Reading/Writing IPC formats

Arrow defines two types of binary formats for serializing record batches:

  • Streaming format: for sending an arbitrary number of record batches. The format must be processed from start to end, and does not support random access

  • File or Random Access format: for serializing a fixed number of record batches. It supports random access, and thus is very useful when used with memory maps

Writing and Reading Streaming Format

First, let’s populate a VectorSchemaRoot with a small batch of records

BitVector bitVector = new BitVector("boolean", allocator);
VarCharVector varCharVector = new VarCharVector("varchar", allocator);
for (int i = 0; i < 10; i++) {
  bitVector.setSafe(i, i % 2 == 0 ? 0 : 1);
  varCharVector.setSafe(i, ("test" + i).getBytes(StandardCharsets.UTF_8));
}
bitVector.setValueCount(10);
varCharVector.setValueCount(10);

List<Field> fields = Arrays.asList(bitVector.getField(), varCharVector.getField());
List<FieldVector> vectors = Arrays.asList(bitVector, varCharVector);
VectorSchemaRoot root = new VectorSchemaRoot(fields, vectors);

Now, we can begin writing a stream containing some number of these batches. For this we use ArrowStreamWriter (DictionaryProvider used for any vectors that are dictionary encoded is optional and can be null))

try (
  ByteArrayOutputStream out = new ByteArrayOutputStream();
  ArrowStreamWriter writer = new ArrowStreamWriter(root, /*DictionaryProvider=*/null, Channels.newChannel(out));
) {
  // ... do write into the ArrowStreamWriter
}

Here we used an in-memory stream, but this could have been a socket or some other IO stream. Then we can do

writer.start();
// write the first batch
writer.writeBatch();

// write another four batches.
for (int i = 0; i < 4; i++) {
  // populate VectorSchemaRoot data and write the second batch
  BitVector childVector1 = (BitVector)root.getVector(0);
  VarCharVector childVector2 = (VarCharVector)root.getVector(1);
  childVector1.reset();
  childVector2.reset();
  // ... do some populate work here, could be different for each batch
  writer.writeBatch();
}

writer.end();

Note that, since the VectorSchemaRoot in the writer is a container that can hold batches, batches flow through VectorSchemaRoot as part of a pipeline, so we need to populate data before writeBatch, so that later batches could overwrite previous ones.

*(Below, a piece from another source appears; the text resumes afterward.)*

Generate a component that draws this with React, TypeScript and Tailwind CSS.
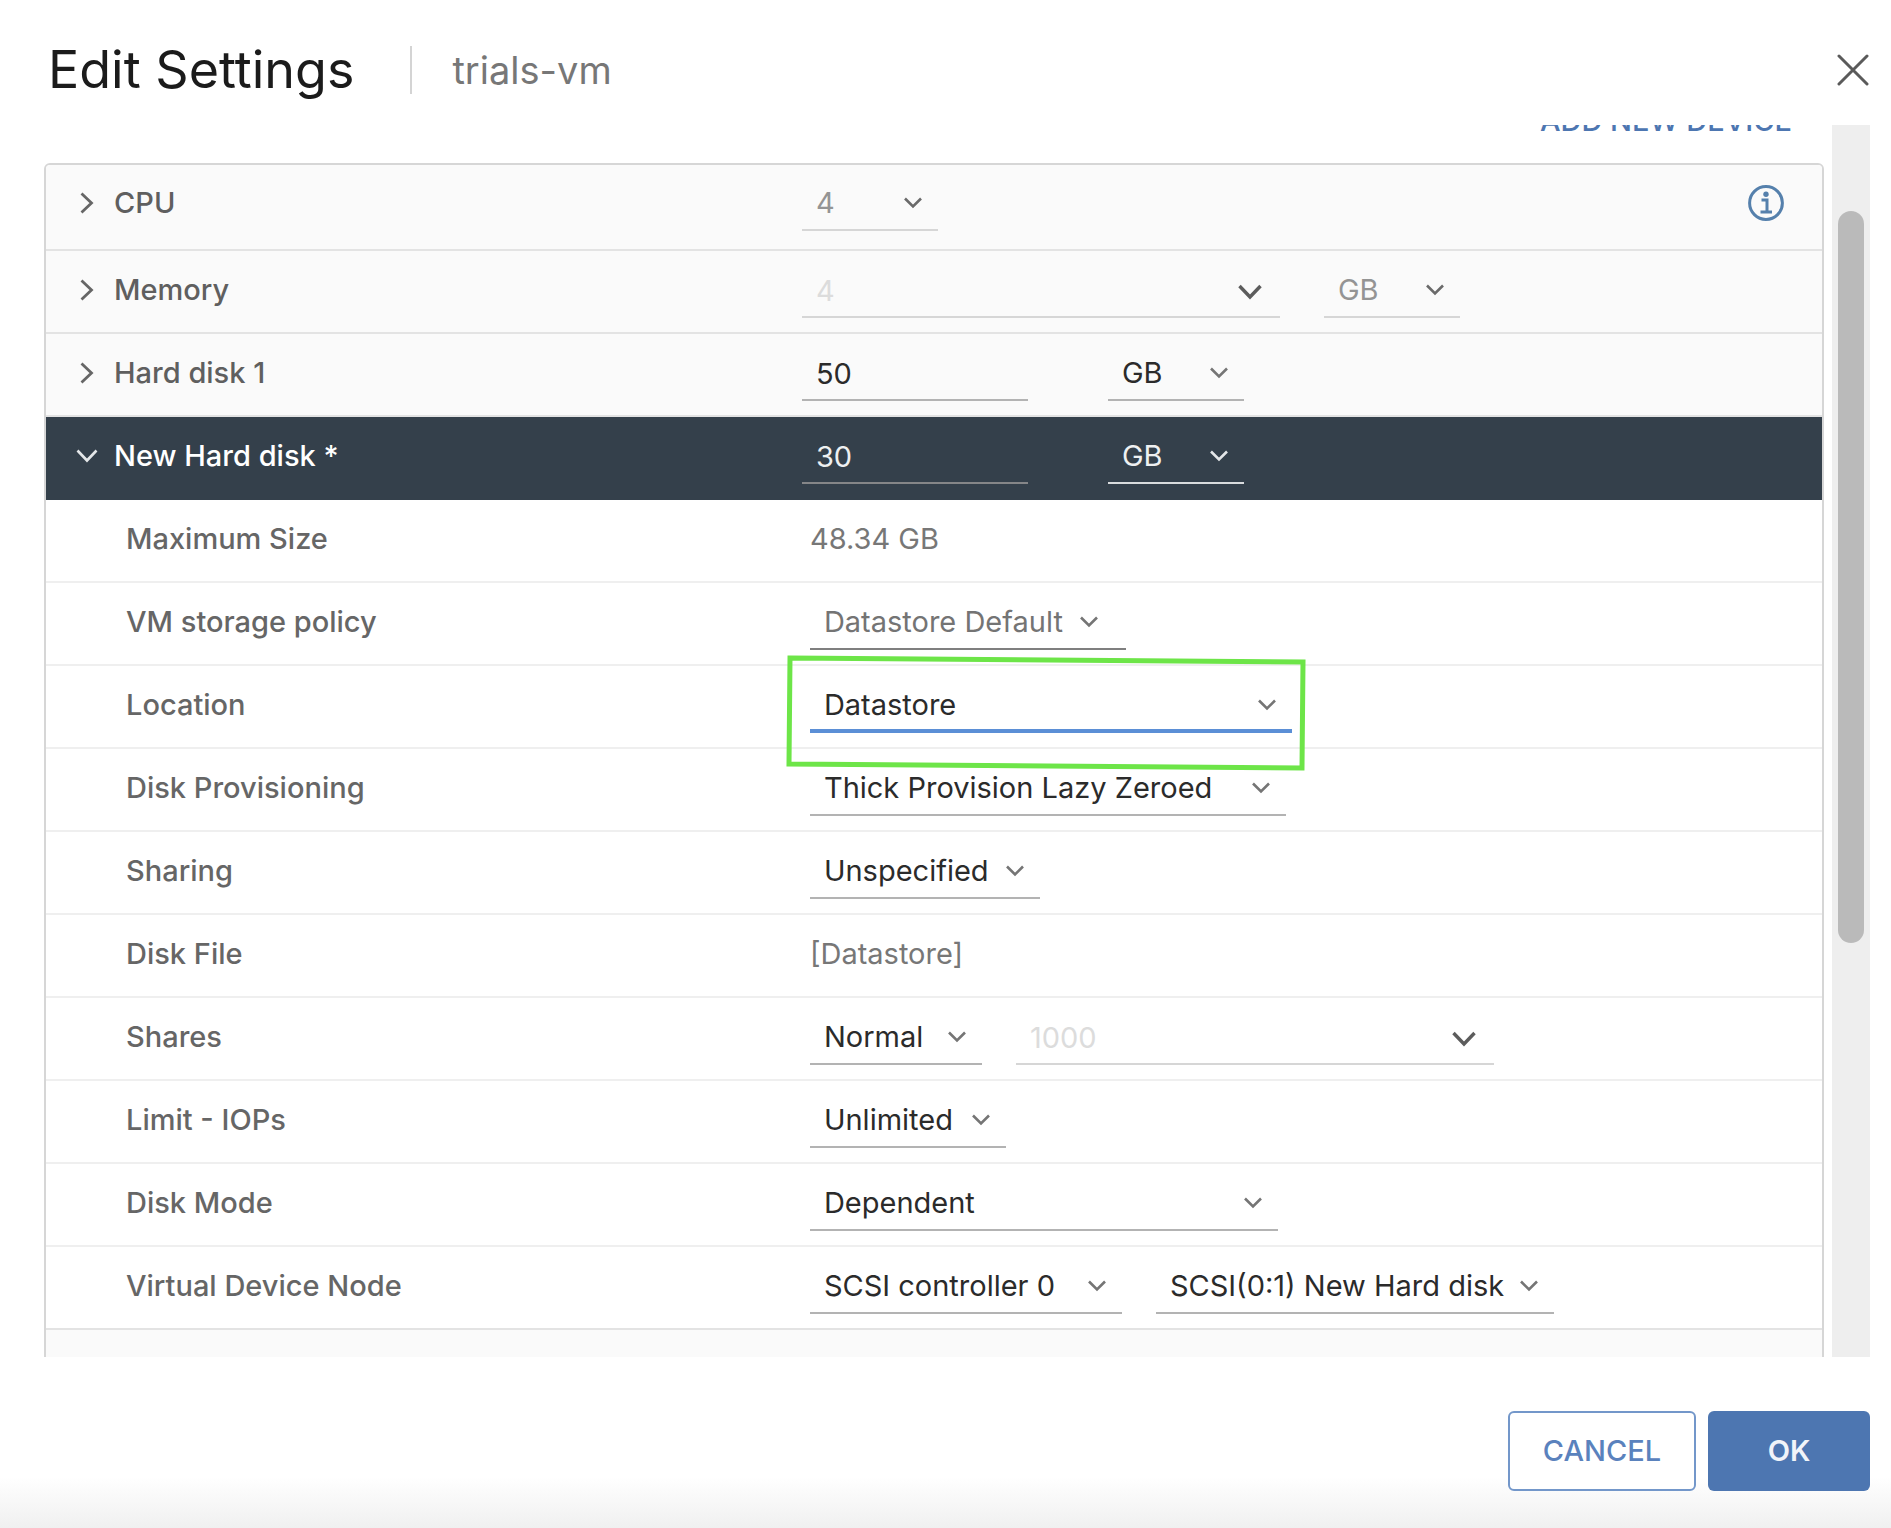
import React from "react";

type Tone = "normal" | "muted" | "inverse" | "focus" | "policy";

const selectTone: Record<Tone, string> = {
  normal: "border-b-2 border-[#b3b3b3] pb-2 text-[#2b2b2b]",
  muted: "border-b-2 border-[#d6d6d6] pb-2 text-[#949494]",
  inverse: "border-b-2 border-[#d9dcde] pb-2 text-[#eef0f1]",
  focus: "border-b-4 border-[#5b8fd6] pb-1.5 text-[#2b2b2b]",
  policy: "border-b-2 border-[#7f7f7f] pb-2 text-[#747474]",
};

const caretTone: Record<Tone, string> = {
  normal: "right-4 text-[#757575]",
  muted: "right-4 text-[#6a6a6a]",
  inverse: "right-4 text-[#e4e7e9]",
  focus: "right-4 text-[#757575]",
  policy: "right-7 text-[#757575]",
};

function Caret({ className }: { className: string }) {
  return (
    <svg
      aria-hidden="true"
      viewBox="0 0 18 12"
      className={"pointer-events-none absolute top-3 h-3 w-[18px] " + className}
      fill="none"
      stroke="currentColor"
      strokeWidth="2.6"
    >
      <path d="M1 1.5 L9 9.5 L17 1.5" />
    </svg>
  );
}

function Select({
  id,
  label,
  value,
  width,
  tone = "normal",
  disabled = false,
}: {
  id: string;
  label?: string;
  value: string;
  width: string;
  tone?: Tone;
  disabled?: boolean;
}) {
  return (
    <div className={"relative shrink-0 " + width}>
      <select
        id={id}
        aria-label={label}
        defaultValue={value}
        disabled={disabled}
        className={
          "block w-full appearance-none rounded-none bg-transparent pl-3.5 leading-9 opacity-100 outline-none " +
          selectTone[tone]
        }
      >
        <option>{value}</option>
      </select>
      <Caret className={caretTone[tone]} />
    </div>
  );
}

function Combo({ id, label, value }: { id: string; label?: string; value: string }) {
  return (
    <div className="relative w-[478px] shrink-0">
      <input
        id={id}
        aria-label={label}
        defaultValue={value}
        disabled
        className="block h-[46px] w-full border-b-2 border-[#d6d6d6] bg-transparent pb-2 pl-3.5 leading-9 text-[#dcdcdc] outline-none"
      />
      <svg
        aria-hidden="true"
        viewBox="0 0 24 16"
        className="pointer-events-none absolute top-3 right-[18px] h-4 w-6"
        fill="none"
        stroke="#5c5c5c"
        strokeWidth="3.4"
      >
        <path d="M1.5 2 L12 13 L22.5 2" />
      </svg>
    </div>
  );
}

function SizeInput({ id, value, tone }: { id: string; value: string; tone: string }) {
  return (
    <input
      id={id}
      defaultValue={value}
      className={
        "block h-[46px] w-[226px] shrink-0 border-b-2 bg-transparent pb-2 pl-3.5 leading-9 outline-none " + tone
      }
    />
  );
}

function DeviceRow({
  name,
  htmlFor,
  open = false,
  tall = false,
  children,
}: {
  name: string;
  htmlFor: string;
  open?: boolean;
  tall?: boolean;
  children: React.ReactNode;
}) {
  const row = open
    ? "border-[#34404b] bg-[#34404b] text-white"
    : "border-[#e3e3e3] bg-[#fafafa] text-[#5f5f5f]";
  const height = tall ? "h-[85px]" : "h-[83px]";
  const labelPad = tall ? "pb-7" : "pb-6";
  const valuePad = tall ? "pb-[18px]" : "pb-3.5";
  return (
    <tr className={"border-b-2 " + row + " " + height}>
      <th scope="row" className={"w-[42%] pl-[30px] text-left align-bottom font-medium " + labelPad}>
        <div className="flex items-center gap-4">
          <button
            type="button"
            aria-label={"Toggle " + name}
            aria-expanded={open}
            className="flex w-[22px] justify-center"
          >
            {open ? (
              <svg viewBox="0 0 22 14" className="h-3.5 w-[22px]" fill="none" stroke="#e4e7e9" strokeWidth="2.6">
                <path d="M1.5 1.5 L11 11.5 L20.5 1.5" />
              </svg>
            ) : (
              <svg viewBox="0 0 14 22" className="h-[22px] w-3.5" fill="none" stroke="#666666" strokeWidth="2.8">
                <path d="M1.5 1.5 L11.5 11 L1.5 20.5" />
              </svg>
            )}
          </button>
          <label htmlFor={htmlFor}>{name}</label>
        </div>
      </th>
      <td className={"pl-2.5 align-bottom " + valuePad}>{children}</td>
    </tr>
  );
}

function DetailRow({
  name,
  htmlFor,
  last = false,
  text = false,
  children,
}: {
  name: string;
  htmlFor?: string;
  last?: boolean;
  text?: boolean;
  children: React.ReactNode;
}) {
  return (
    <tr className={"h-[83px] border-b-2 bg-white " + (last ? "border-[#e3e3e3]" : "border-[#efefef]")}>
      <th scope="row" className="w-[42%] pb-6 pl-20 text-left align-bottom font-medium text-[#666666]">
        {htmlFor ? <label htmlFor={htmlFor}>{name}</label> : name}
      </th>
      <td className={"pl-[18px] align-bottom text-[#777777] " + (text ? "pb-6" : "pb-3.5")}>{children}</td>
    </tr>
  );
}

export default function App() {
  return (
    <main
      role="dialog"
      aria-labelledby="dialog-title"
      className="flex h-screen flex-col overflow-hidden bg-white font-['Inter','Liberation_Sans',sans-serif] text-[29px] leading-9"
    >
      <header className="flex h-[125px] shrink-0 items-center justify-between pt-3.5 pr-[22px] pl-12">
        <div className="flex items-center">
          <h1 id="dialog-title" className="text-[52px] leading-[60px] text-[#1b1b1b]">
            Edit Settings
          </h1>
          <div className="mr-10 ml-14 h-12 w-0.5 bg-[#d4d4d4]" />
          <p className="text-[38px] leading-[60px] text-[#777777]">trials-vm</p>
        </div>
        <button type="button" aria-label="Close">
          <svg viewBox="0 0 32 32" className="size-8" fill="none" stroke="#5a5a5a" strokeWidth="3" strokeLinecap="round">
            <path d="M2 2 L30 30 M30 2 L2 30" />
          </svg>
        </button>
      </header>

      <div className="flex min-h-0 flex-1 gap-2 pr-[21px] pl-11">
        <section className="flex min-w-0 flex-1 flex-col overflow-hidden">
          <button type="button" className="-mt-[22px] mr-8 mb-6 shrink-0 self-end font-medium text-[#4d76b1]">
            ADD NEW DEVICE
          </button>
          <div className="shrink-0 overflow-hidden rounded-t-md border-2 border-[#d6d6d6]">
            <table className="w-full table-fixed border-collapse">
              <tbody>
                <DeviceRow name="CPU" htmlFor="cpu" tall>
                  <div className="flex items-start justify-between pr-[38px]">
                    <Select id="cpu" value="4" width="w-[136px]" tone="muted" disabled />
                    <button type="button" aria-label="CPU information">
                      <svg viewBox="0 0 36 36" className="size-9" fill="none">
                        <circle cx="18" cy="18" r="16.4" stroke="#5580ac" strokeWidth="3" />
                        <circle cx="18" cy="9.2" r="2.7" fill="#5580ac" />
                        <path d="M13.5 15 H19 V27 M12.5 27 H24" stroke="#5580ac" strokeWidth="3" />
                      </svg>
                    </button>
                  </div>
                </DeviceRow>
                <DeviceRow name="Memory" htmlFor="memory">
                  <div className="flex gap-11">
                    <Combo id="memory" value="4" />
                    <Select id="memory-unit" label="Memory unit" value="GB" width="w-[136px]" tone="muted" disabled />
                  </div>
                </DeviceRow>
                <DeviceRow name="Hard disk 1" htmlFor="disk1">
                  <div className="flex gap-20">
                    <SizeInput id="disk1" value="50" tone="border-[#b3b3b3] text-[#2b2b2b]" />
                    <Select id="disk1-unit" label="Hard disk 1 unit" value="GB" width="w-[136px]" />
                  </div>
                </DeviceRow>
                <DeviceRow name="New Hard disk *" htmlFor="disk2" open>
                  <div className="flex gap-20">
                    <SizeInput id="disk2" value="30" tone="border-[#858688] text-[#eef0f1]" />
                    <Select id="disk2-unit" label="New hard disk unit" value="GB" width="w-[136px]" tone="inverse" />
                  </div>
                </DeviceRow>
                <DetailRow name="Maximum Size" text>
                  48.34 GB
                </DetailRow>
                <DetailRow name="VM storage policy" htmlFor="policy">
                  <Select id="policy" value="Datastore Default" width="w-[316px]" tone="policy" />
                </DetailRow>
                <DetailRow name="Location" htmlFor="location">
                  <div className="relative">
                    <Select id="location" value="Datastore" width="w-[482px]" tone="focus" />
                    <svg
                      aria-hidden="true"
                      viewBox="0 0 522 120"
                      className="pointer-events-none absolute -top-8 -left-6 h-[120px] w-[522px]"
                      fill="none"
                      stroke="#6de548"
                      strokeWidth="5"
                    >
                      <path d="M4 3 L517 7 L516 113 L3 109 Z" />
                    </svg>
                  </div>
                </DetailRow>
                <DetailRow name="Disk Provisioning" htmlFor="provisioning">
                  <Select id="provisioning" value="Thick Provision Lazy Zeroed" width="w-[476px]" />
                </DetailRow>
                <DetailRow name="Sharing" htmlFor="sharing">
                  <Select id="sharing" value="Unspecified" width="w-[230px]" />
                </DetailRow>
                <DetailRow name="Disk File" text>
                  [Datastore]
                </DetailRow>
                <DetailRow name="Shares" htmlFor="shares">
                  <div className="flex gap-[34px]">
                    <Select id="shares" value="Normal" width="w-[172px]" />
                    <Combo id="shares-value" label="Shares value" value="1000" />
                  </div>
                </DetailRow>
                <DetailRow name="Limit - IOPs" htmlFor="limit">
                  <Select id="limit" value="Unlimited" width="w-[196px]" />
                </DetailRow>
                <DetailRow name="Disk Mode" htmlFor="mode">
                  <Select id="mode" value="Dependent" width="w-[468px]" />
                </DetailRow>
                <DetailRow name="Virtual Device Node" htmlFor="controller" last>
                  <div className="flex gap-[34px]">
                    <Select id="controller" value="SCSI controller 0" width="w-[312px]" />
                    <Select id="node" label="Device node" value="SCSI(0:1) New Hard disk" width="w-[398px]" />
                  </div>
                </DetailRow>
                <tr className="h-[83px] bg-[#fafafa]">
                  <td colSpan={2} />
                </tr>
              </tbody>
            </table>
          </div>
        </section>
        <div aria-hidden="true" className="w-[38px] shrink-0 bg-[#eeeeee] px-1.5 pt-[86px]">
          <div className="h-[732px] rounded-full bg-[#bababa]" />
        </div>
      </div>

      <footer className="flex shrink-0 justify-end gap-3 bg-linear-to-b from-white from-70% to-[#f0f0f0] pt-[54px] pr-[21px] pb-[37px]">
        <button
          type="button"
          className="h-20 w-[188px] rounded-md border-2 border-[#7397ca] bg-white font-medium text-[#5a82bd]"
        >
          CANCEL
        </button>
        <button type="button" className="h-20 w-[162px] rounded-md bg-[#4d76b1] font-semibold text-[#f1f4f9]">
          OK
        </button>
      </footer>
    </main>
  );
}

Now the ByteArrayOutputStream contains the complete stream which contains 5 record batches. We can read such a stream with ArrowStreamReader. Note that the VectorSchemaRoot within the reader will be loaded with new values on every call to loadNextBatch()

try (ArrowStreamReader reader = new ArrowStreamReader(new ByteArrayInputStream(out.toByteArray()), allocator)) {
  // This will be loaded with new values on every call to loadNextBatch
  VectorSchemaRoot readRoot = reader.getVectorSchemaRoot();
  Schema schema = readRoot.getSchema();
  for (int i = 0; i < 5; i++) {
    reader.loadNextBatch();
    // ... do something with readRoot
  }
}

Here we also give a simple example with dictionary encoded vectors

// create provider
DictionaryProvider.MapDictionaryProvider provider = new DictionaryProvider.MapDictionaryProvider();

try (
  final VarCharVector dictVector = new VarCharVector("dict", allocator);
  final VarCharVector vector = new VarCharVector("vector", allocator);
) {
  // create dictionary vector
  dictVector.allocateNewSafe();
  dictVector.setSafe(0, "aa".getBytes());
  dictVector.setSafe(1, "bb".getBytes());
  dictVector.setSafe(2, "cc".getBytes());
  dictVector.setValueCount(3);

  // create dictionary
  Dictionary dictionary =
      new Dictionary(dictVector, new DictionaryEncoding(1L, false, /*indexType=*/null));
  provider.put(dictionary);

  // create original data vector
  vector.allocateNewSafe();
  vector.setSafe(0, "bb".getBytes());
  vector.setSafe(1, "bb".getBytes());
  vector.setSafe(2, "cc".getBytes());
  vector.setSafe(3, "aa".getBytes());
  vector.setValueCount(4);

  // get the encoded vector
  IntVector encodedVector = (IntVector) DictionaryEncoder.encode(vector, dictionary);

  ByteArrayOutputStream out = new ByteArrayOutputStream();

  // create VectorSchemaRoot
  List<Field> fields = Arrays.asList(encodedVector.getField());
  List<FieldVector> vectors = Arrays.asList(encodedVector);
  try (VectorSchemaRoot root = new VectorSchemaRoot(fields, vectors)) {

      // write data
      ArrowStreamWriter writer = new ArrowStreamWriter(root, provider, Channels.newChannel(out));
      writer.start();
      writer.writeBatch();
      writer.end();
  }

  // read data
  try (ArrowStreamReader reader = new ArrowStreamReader(new ByteArrayInputStream(out.toByteArray()), allocator)) {
    reader.loadNextBatch();
    VectorSchemaRoot readRoot = reader.getVectorSchemaRoot();
    // get the encoded vector
    IntVector intVector = (IntVector) readRoot.getVector(0);

    // get dictionaries and decode the vector
    Map<Long, Dictionary> dictionaryMap = reader.getDictionaryVectors();
    long dictionaryId = intVector.getField().getDictionary().getId();
    try (VarCharVector varCharVector =
        (VarCharVector) DictionaryEncoder.decode(intVector, dictionaryMap.get(dictionaryId))) {
      // ... use decoded vector
    }
  }
}

Writing and Reading Random Access Files

The ArrowFileWriter has the same API as ArrowStreamWriter

try (
  ByteArrayOutputStream out = new ByteArrayOutputStream();
  ArrowFileWriter writer = new ArrowFileWriter(root, /*DictionaryProvider=*/null, Channels.newChannel(out));
) {
  writer.start();
  // write the first batch
  writer.writeBatch();
  // write another four batches.
  for (int i = 0; i < 4; i++) {
    // ... do populate work
    writer.writeBatch();
  }
  writer.end();
}

The difference between ArrowFileReader and ArrowStreamReader is that the input source must have a seek method for random access. Because we have access to the entire payload, we know the number of record batches in the file, and can read any at random

try (ArrowFileReader reader = new ArrowFileReader(
    new ByteArrayReadableSeekableByteChannel(out.toByteArray()), allocator)) {

  // read the 4-th batch
  ArrowBlock block = reader.getRecordBlocks().get(3);
  reader.loadRecordBatch(block);
  VectorSchemaRoot readBatch = reader.getVectorSchemaRoot();
}